A new piece of brain imaging research has found that an individual’s experience of pain is directly related to their emotional state.
Researchers from Northwestern University in Chicago, US conducted a study in which 40 participants all of whom had been suffering from back pain lasting between one and four months. The researcher were investigating their reported experiences of pain and comparing this to brain activity.
The aim of the study was to establish possible explanations as to why some people will recover completely from an injury while others who suffered from injuries of the same severity will continue to experience pain for extended periods of time.

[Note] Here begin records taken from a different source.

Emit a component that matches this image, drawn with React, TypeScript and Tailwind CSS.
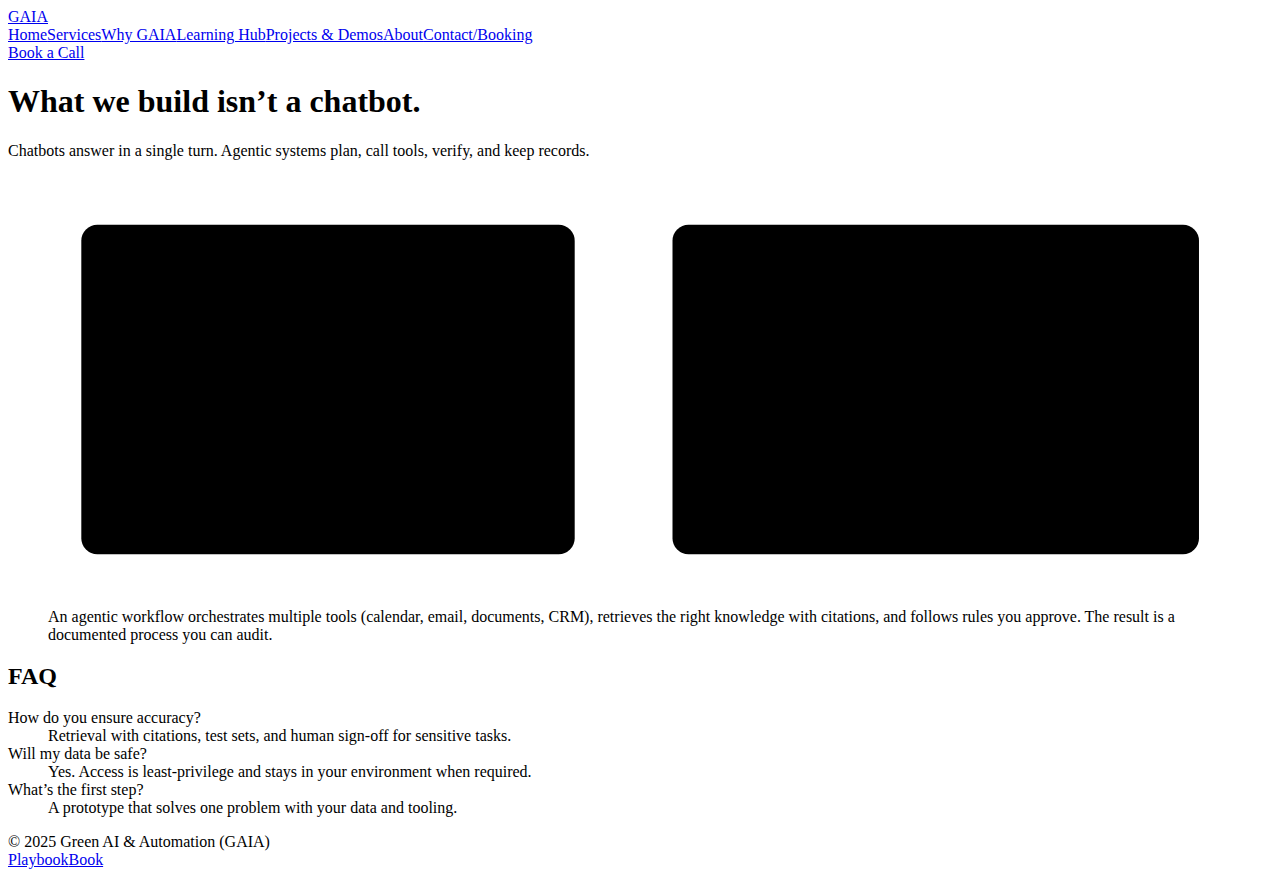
import React from "react";

const link = "text-[#0000ee] underline";

export default function App() {
  return (
    <div className="p-2 font-['Liberation_Serif',serif] text-[16px] leading-[normal] text-black bg-white min-h-[878px]">
      <header>
        <div>
          <a href="#" className={link}>GAIA</a>
        </div>
        <nav>
          <a href="#" className={link}>Home</a>
          <a href="#" className={link}>Services</a>
          <a href="#" className={link}>Why GAIA</a>
          <a href="#" className={link}>Learning Hub</a>
          <a href="#" className={link}>Projects &amp; Demos</a>
          <a href="#" className={link}>About</a>
          <a href="#" className={link}>Contact/Booking</a>
        </nav>
        <div>
          <a href="#" className={link}>Book a Call</a>
        </div>
      </header>
      <main>
        <h1 className="text-[32px] font-bold my-[21.44px]">What we build isn’t a chatbot.</h1>
        <p className="my-4">Chatbots answer in a single turn. Agentic systems plan, call tools, verify, and keep records.</p>
        <figure className="mx-10 my-4">
          <svg width="1184" height="432.4" viewBox="0 0 1184 432.4" className="block">
            <rect x="33.3" y="48.7" width="493.4" height="329.5" rx="16" fill="#000" />
            <rect x="624.5" y="48.7" width="526.5" height="329.5" rx="16" fill="#000" />
          </svg>
          <figcaption>
            An agentic workflow orchestrates multiple tools (calendar, email, documents, CRM), retrieves the right knowledge with citations, and follows rules you approve. The result is a documented process you can audit.
          </figcaption>
        </figure>
        <section>
          <h2 className="text-[24px] font-bold mt-[18.92px] mb-[18.92px]">FAQ</h2>
          <dl className="my-4">
            <dt>How do you ensure accuracy?</dt>
            <dd className="ml-10">Retrieval with citations, test sets, and human sign-off for sensitive tasks.</dd>
            <dt>Will my data be safe?</dt>
            <dd className="ml-10">Yes. Access is least-privilege and stays in your environment when required.</dd>
            <dt>What’s the first step?</dt>
            <dd className="ml-10">A prototype that solves one problem with your data and tooling.</dd>
          </dl>
        </section>
      </main>
      <footer>
        <div>© 2025 Green AI &amp; Automation (GAIA)</div>
        <div>
          <a href="#" className={link}>Playbook</a>
          <a href="#" className={link}>Book</a>
        </div>
      </footer>
    </div>
  );
}
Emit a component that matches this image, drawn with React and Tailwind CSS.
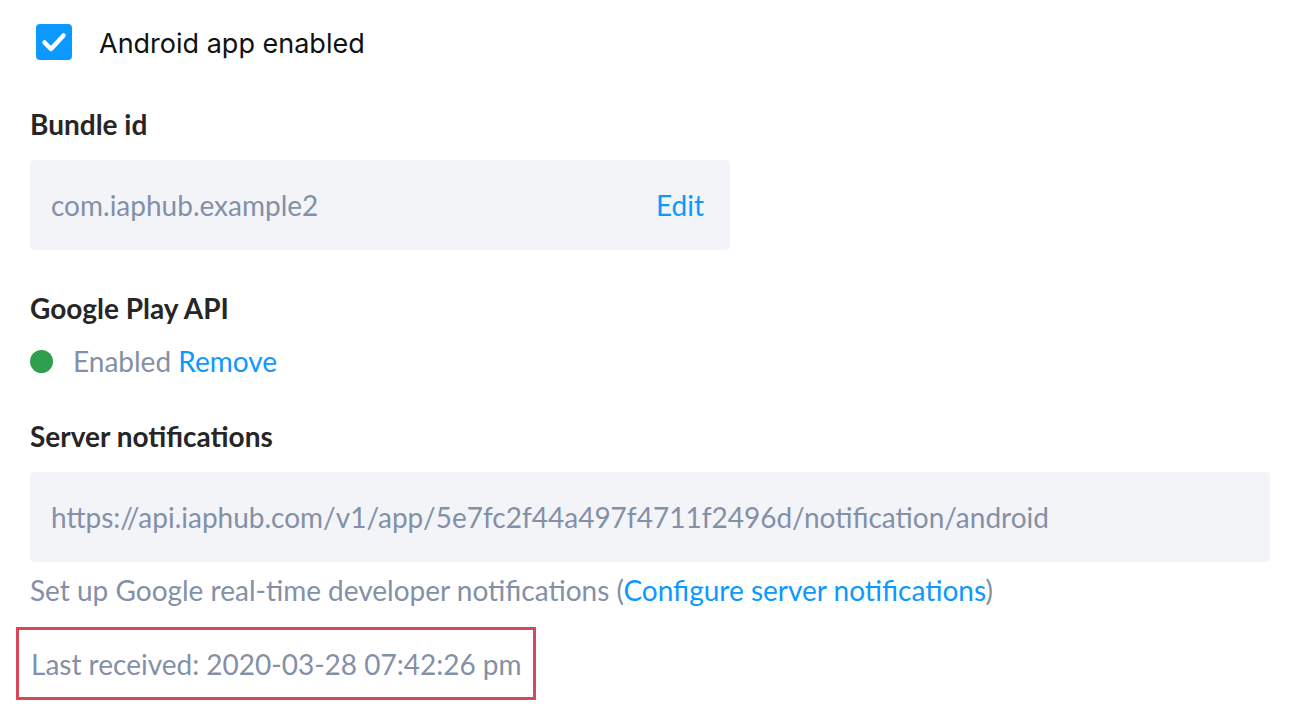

The researchers reported that there was an interaction between two regions of the brain, interaction between two brain regions; the frontal cortex and nucleus accumbens. The research found that the greater interaction between these two regions, which was mediated by the emotional reaction to the initial injury, the more likely that individual was to suffer from persistent pain.
It was reported that these sections of the brain may be more easily activated due to genetic or environmental influences, but it was concluded that it was possible to identify with 85 percent accuracy which participants were most likely to continue to experience chronic pain.
This research is revolutionary as it paves the way for non-invasive therapies that can manage and change the emotional state of the brain which will then lead to significantly more effective non-toxic pain management and recovery.
One such therapy is mindfulness. Mindfulness is the art of non-judgemental awareness of the present moment. There has been extensive research in to the connection between mindfulness meditation and emotion management. It has been found to change the way people recognise and change their emotional states with marked improvements to pain management, general health and quality of life.